2) Il s’agit bien d’une évolution : si on attribue à Dell Hymes
la paternité de "communicative competence" (voir notamment Hymes
1984), il est clair que, pour lui, cette compétence est composite, déséquilibrée
et hétérogène mais pourtant une. La dérive réductrice vers une lecture
"monolingue" et homogénéisée de la compétence de communication
est probablement due aux cloisonnements disciplinaires qui ont cours dans
l’enseignement des langues et ne sont pas sans affecter la réflexion
didactique. On relèvera enfin que les situations évoluent aujourd’hui
; on n’en voudra pour preuve que les projets curriculaires retenus
en Italie au début de 2001, où la liaison entre les langues est, dans
certaines parties des documents, fortement affirmée comme devant servir
le développement de capacités langagières globales.
3) Simple rappel : Labov établit une relation entre dynamique du changement
linguistique et dynamique du changement social. Il montre comment le taux,
l’indice d’insécurité linguistique est plus élevé pour la petite
bourgeoisie, en projet d’ascension sociale, que pour la classe ouvrière
ou la moyenne et haute bourgeoisie.
4) On relèvera, citée par Calvet, cette définition que Houdebine propose
d’une synchronie dynamique : "une coexistence d’usages
variés dont le poids inégal dans la synchronie influence de façon différente
l’évolution". Ce qui ne va pas sans évoquer une certaine proximité
avec la caractérisation proposée plus haut d’une compétence plurilingue
elle-même dynamique.
5) "Multilingue" renvoie ici au niveau sociétal (plusieurs langues
sont en contact sur un territoire donné), "plurilingue" au niveau
individuel (un même individu use de plusieurs langues).
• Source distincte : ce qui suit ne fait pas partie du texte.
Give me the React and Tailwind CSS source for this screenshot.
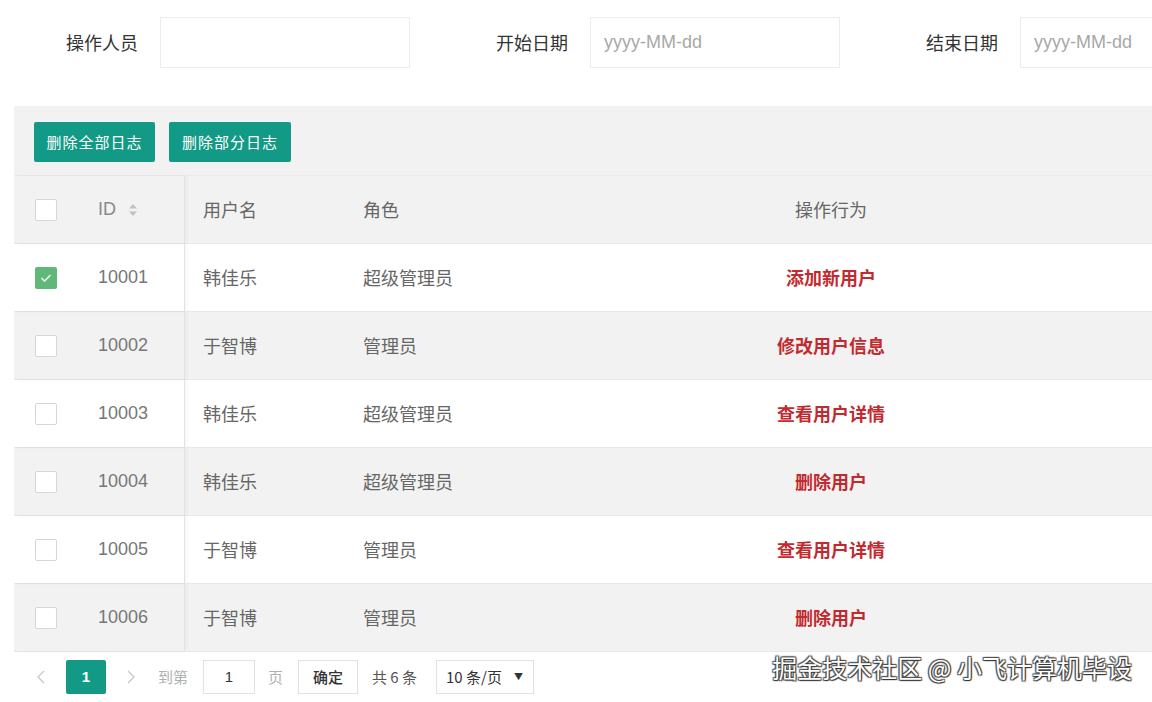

6) Il y aurait par ailleurs à s’interroger plus avant sur les pratiques
de l’écrit et sur l’éventuelle sécurisation linguistique (au
moins formelle) que peuvent y apporter les "assistants" divers
des nouvelles technologies (du correcteur orthographique au modèle de
curriculum vitæ).
7) Normalisation plus forte et plus centralisée pour le français que pour
l’anglais, d’autant plus que, pour l’anglais, plusieurs
métropoles servent aujourd’hui de référence et que c’est, dans
certains milieux, la norme britannique qui est devenue désuète et quelque
peu ridicule par rapport aux variétés nord-américaines.
8) A différents moments, les progrès ou les modes linguistiques ont contribué
à charger la barque dans le sens de la nativité : phonétique et prosodie
dès la fin du XIXe - voire avant - sociolinguistique ou pragmatique beaucoup
plus récemment : d’une certaine manière, on se rapproche des réalités
de la communication et des variations des modes de communiquer ; d’une
autre, "on en rajoute" pour les contenus et les objectifs d’apprentissage
(cf. les critiques qui ont pu être faites à ce propos au Niveau-Seuil).
A d’autres moments cela a pu être les idiomatismes, les expressions
figurées, devenant modèle et critère de réussite ; à noter que cela ne
joue pas seulement dans le sens d’une norme restrictive, mais aussi
en relation à la variation sociolinguistique (familier, voire argotique)
; d’autant plus peut-être que l’on insiste sur l’oral et
qu’on en découvre la richesse et les régularités. Pour importants
que soient les progrès dans la description, ils deviennent aussi cause
supplémentaire d’insécurisation !
9) Grosjean insiste sur le fait que la compétence du bilingue n’est
pas la juxtaposition de deux compétences monolingues mais une compétence
spécifique unique. Apprécier la compétence du bilingue au regard de critères
qui ne valent que pour le monolinguisme, c’est recourir à des instruments
inadéquats.
On notera la proximité entre cette approche et la caractérisation proposée
plus haut de la compétence plurilingue.